# start of Given entries

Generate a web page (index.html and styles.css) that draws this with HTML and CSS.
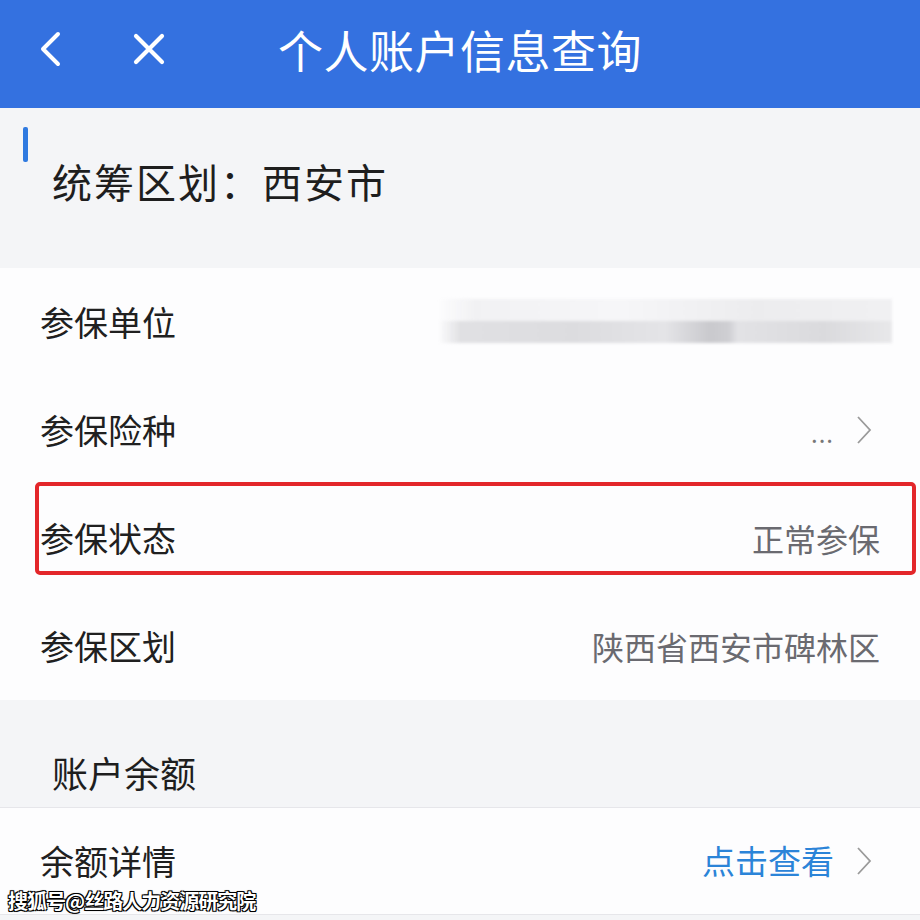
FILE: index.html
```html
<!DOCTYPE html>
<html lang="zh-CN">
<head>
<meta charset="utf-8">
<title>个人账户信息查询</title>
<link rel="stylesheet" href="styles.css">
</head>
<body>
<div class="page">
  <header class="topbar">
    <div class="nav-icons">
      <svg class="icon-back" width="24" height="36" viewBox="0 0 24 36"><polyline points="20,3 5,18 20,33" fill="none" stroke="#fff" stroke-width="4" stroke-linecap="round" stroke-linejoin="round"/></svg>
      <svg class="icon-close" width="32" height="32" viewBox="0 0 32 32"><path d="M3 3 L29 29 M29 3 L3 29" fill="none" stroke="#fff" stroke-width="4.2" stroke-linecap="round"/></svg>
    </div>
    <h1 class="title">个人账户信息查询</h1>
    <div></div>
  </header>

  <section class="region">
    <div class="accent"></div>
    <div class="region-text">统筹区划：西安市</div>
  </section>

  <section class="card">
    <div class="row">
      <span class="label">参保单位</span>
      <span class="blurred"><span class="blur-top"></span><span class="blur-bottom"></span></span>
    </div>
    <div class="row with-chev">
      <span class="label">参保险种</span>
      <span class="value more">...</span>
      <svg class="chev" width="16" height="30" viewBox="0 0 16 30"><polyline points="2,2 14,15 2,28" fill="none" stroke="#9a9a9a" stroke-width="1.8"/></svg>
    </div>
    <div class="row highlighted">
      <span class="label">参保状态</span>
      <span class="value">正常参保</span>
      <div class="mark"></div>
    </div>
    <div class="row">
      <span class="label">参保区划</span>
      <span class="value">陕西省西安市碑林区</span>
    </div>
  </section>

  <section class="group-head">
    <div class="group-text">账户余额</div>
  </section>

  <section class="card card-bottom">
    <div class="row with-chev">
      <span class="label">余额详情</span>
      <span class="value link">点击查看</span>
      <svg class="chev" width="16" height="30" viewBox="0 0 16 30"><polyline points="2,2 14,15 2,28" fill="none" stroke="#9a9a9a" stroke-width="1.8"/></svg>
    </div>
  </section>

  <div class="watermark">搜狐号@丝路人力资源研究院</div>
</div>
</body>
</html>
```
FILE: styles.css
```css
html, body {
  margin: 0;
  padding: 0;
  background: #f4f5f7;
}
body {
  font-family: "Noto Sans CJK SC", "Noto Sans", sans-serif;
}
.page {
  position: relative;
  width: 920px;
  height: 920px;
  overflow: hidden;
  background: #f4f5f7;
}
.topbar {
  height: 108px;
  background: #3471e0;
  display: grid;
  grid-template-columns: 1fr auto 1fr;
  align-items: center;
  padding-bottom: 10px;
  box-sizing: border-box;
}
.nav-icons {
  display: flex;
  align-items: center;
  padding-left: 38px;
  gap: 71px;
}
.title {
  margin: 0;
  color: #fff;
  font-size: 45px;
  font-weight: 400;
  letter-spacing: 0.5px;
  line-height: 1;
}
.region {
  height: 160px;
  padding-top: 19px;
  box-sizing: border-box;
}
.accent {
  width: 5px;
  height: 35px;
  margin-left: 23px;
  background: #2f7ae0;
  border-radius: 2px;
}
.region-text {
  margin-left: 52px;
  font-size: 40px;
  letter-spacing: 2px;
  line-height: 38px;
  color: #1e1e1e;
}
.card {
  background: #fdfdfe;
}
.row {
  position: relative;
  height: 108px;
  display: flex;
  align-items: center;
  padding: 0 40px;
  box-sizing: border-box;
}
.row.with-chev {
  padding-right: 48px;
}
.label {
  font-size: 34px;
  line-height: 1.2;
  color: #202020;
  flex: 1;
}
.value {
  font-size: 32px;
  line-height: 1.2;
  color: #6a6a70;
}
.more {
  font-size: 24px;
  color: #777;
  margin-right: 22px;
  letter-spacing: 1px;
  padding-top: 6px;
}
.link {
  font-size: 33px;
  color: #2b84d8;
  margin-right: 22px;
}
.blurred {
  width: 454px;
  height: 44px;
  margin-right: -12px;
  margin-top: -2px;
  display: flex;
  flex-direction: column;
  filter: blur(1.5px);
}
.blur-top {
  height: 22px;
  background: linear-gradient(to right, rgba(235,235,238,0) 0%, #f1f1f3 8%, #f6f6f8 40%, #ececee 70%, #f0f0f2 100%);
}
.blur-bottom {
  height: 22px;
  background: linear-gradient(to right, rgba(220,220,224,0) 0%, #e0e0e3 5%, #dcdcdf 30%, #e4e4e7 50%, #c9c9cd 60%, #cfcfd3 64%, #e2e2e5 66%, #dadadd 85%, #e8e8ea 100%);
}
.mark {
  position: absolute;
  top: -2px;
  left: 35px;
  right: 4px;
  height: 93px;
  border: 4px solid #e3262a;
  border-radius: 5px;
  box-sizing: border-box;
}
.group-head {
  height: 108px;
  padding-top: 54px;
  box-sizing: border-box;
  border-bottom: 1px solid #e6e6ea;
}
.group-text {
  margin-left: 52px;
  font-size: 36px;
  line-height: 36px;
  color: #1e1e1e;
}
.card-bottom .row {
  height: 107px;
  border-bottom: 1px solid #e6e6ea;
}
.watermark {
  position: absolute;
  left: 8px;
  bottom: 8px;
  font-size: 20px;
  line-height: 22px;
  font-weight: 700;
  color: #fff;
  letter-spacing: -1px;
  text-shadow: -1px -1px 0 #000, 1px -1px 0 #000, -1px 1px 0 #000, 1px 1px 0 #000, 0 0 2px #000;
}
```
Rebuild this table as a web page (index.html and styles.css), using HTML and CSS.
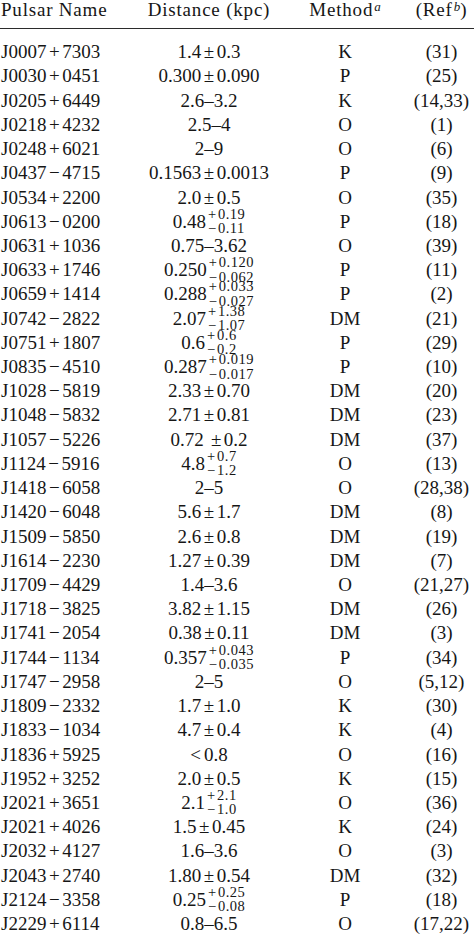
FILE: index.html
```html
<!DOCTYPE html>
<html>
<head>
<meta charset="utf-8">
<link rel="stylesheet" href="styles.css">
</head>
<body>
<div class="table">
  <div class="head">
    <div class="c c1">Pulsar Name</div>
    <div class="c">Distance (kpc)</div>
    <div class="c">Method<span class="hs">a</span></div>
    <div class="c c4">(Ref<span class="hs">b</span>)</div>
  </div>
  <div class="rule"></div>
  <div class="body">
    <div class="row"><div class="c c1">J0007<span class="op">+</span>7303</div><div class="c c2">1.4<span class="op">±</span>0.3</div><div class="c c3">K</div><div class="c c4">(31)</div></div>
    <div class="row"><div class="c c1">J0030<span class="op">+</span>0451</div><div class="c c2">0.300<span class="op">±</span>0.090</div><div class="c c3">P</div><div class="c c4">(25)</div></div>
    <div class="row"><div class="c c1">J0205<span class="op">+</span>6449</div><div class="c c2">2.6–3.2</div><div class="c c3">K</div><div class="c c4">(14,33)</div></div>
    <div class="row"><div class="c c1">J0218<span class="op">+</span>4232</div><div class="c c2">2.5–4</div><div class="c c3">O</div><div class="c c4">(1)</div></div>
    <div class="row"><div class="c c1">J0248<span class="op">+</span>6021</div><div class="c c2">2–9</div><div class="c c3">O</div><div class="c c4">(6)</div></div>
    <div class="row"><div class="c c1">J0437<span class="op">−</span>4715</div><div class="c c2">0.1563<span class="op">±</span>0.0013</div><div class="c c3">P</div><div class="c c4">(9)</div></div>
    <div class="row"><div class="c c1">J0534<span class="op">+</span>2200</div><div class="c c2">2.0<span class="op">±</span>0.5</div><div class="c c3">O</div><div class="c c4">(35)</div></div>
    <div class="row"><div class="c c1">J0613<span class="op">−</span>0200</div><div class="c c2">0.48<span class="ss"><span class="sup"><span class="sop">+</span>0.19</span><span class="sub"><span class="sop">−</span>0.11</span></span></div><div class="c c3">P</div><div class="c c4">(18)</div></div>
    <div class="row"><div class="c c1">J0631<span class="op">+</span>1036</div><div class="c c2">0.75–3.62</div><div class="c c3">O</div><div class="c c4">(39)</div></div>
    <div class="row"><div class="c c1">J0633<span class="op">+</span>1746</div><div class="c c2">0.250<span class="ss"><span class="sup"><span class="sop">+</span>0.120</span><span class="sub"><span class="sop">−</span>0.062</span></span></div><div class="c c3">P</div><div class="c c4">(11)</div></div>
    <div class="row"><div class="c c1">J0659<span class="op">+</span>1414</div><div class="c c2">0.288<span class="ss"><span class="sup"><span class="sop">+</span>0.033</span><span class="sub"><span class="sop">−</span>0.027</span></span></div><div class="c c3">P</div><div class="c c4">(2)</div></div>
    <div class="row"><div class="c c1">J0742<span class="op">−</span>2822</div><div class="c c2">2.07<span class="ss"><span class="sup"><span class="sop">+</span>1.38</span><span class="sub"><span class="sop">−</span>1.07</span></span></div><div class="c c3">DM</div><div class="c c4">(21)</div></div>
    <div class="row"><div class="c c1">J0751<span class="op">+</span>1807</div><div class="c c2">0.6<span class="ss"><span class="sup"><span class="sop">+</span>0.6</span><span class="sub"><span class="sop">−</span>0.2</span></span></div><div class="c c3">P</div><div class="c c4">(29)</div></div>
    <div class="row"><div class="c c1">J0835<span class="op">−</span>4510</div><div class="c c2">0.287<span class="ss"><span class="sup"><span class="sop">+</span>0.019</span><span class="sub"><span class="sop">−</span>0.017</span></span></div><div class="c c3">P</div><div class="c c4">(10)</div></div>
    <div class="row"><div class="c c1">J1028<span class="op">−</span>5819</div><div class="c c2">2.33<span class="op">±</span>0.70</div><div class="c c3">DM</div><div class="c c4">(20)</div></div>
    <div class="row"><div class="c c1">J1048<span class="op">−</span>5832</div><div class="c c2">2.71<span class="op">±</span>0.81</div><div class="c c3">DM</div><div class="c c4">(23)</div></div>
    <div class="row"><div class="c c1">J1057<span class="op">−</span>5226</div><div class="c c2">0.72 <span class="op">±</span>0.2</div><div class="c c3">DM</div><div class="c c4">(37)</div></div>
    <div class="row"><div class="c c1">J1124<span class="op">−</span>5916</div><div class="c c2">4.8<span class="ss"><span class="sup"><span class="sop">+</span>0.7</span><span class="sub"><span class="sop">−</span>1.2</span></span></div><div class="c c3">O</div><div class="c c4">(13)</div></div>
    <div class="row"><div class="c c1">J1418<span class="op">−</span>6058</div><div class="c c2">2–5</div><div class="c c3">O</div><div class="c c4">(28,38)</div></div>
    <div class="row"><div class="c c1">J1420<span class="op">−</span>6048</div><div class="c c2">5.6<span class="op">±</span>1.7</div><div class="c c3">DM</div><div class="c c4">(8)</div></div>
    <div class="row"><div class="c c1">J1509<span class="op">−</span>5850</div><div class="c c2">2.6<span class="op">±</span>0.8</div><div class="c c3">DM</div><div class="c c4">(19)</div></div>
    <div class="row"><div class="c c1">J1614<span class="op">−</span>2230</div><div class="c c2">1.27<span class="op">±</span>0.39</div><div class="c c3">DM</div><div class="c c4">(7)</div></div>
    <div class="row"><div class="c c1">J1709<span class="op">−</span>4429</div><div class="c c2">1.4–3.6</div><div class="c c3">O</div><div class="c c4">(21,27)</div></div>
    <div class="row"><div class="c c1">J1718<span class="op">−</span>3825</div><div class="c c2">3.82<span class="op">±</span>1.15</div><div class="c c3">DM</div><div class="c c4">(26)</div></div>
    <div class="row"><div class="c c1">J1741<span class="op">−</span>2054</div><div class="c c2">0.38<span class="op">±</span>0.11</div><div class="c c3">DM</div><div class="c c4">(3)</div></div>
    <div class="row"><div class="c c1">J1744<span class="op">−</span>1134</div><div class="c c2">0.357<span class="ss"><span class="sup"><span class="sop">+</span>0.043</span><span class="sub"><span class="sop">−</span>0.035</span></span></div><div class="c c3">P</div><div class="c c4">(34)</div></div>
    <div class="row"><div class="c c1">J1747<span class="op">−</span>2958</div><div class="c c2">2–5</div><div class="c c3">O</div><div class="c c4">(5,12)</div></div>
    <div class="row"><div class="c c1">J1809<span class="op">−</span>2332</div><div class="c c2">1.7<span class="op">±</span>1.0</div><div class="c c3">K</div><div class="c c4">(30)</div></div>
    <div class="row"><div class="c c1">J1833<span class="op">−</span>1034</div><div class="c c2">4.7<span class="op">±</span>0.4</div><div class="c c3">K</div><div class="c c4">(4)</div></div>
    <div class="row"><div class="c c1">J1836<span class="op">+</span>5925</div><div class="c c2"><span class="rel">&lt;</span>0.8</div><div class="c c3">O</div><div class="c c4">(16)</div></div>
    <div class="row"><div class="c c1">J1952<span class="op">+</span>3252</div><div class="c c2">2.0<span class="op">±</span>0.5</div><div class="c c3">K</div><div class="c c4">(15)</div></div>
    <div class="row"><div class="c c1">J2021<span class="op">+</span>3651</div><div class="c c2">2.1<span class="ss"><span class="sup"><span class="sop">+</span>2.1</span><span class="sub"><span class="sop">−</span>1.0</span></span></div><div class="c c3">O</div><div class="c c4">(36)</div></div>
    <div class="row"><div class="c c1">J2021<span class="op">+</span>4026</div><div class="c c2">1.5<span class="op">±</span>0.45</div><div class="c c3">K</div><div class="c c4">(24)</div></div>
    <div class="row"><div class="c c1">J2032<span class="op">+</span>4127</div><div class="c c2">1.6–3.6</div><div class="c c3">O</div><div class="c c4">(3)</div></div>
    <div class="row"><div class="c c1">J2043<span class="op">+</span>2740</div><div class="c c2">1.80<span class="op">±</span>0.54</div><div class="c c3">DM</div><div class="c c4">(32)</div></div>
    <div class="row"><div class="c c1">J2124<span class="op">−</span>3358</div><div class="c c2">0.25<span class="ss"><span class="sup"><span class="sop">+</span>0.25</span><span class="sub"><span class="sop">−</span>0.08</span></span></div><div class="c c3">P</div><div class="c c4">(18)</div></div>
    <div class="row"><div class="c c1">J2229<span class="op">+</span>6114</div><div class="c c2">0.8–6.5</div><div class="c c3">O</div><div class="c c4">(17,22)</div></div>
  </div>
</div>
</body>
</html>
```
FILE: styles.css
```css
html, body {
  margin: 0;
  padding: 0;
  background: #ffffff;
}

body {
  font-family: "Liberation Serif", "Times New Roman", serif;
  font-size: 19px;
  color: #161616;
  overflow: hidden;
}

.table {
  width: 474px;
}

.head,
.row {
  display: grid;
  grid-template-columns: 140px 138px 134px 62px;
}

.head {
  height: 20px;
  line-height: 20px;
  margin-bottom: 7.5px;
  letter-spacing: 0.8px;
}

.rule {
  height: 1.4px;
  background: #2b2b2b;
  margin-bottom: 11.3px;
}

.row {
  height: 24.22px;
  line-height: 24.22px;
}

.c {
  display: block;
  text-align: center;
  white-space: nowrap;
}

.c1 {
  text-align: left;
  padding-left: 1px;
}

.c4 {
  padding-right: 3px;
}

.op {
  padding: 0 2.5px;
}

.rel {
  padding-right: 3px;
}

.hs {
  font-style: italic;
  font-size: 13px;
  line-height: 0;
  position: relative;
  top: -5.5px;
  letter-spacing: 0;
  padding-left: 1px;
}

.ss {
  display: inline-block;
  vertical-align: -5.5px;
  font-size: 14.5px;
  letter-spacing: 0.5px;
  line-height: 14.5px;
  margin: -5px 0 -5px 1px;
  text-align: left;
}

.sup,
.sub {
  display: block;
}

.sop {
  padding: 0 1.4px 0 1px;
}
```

# end of Given entries

▶ _What to work on_: Find each line holding the string "table" and copy it out.

▶ _Answer_:
Rebuild this table as a web page (index.html and styles.css), using HTML and CSS.
<div class="table">
.table {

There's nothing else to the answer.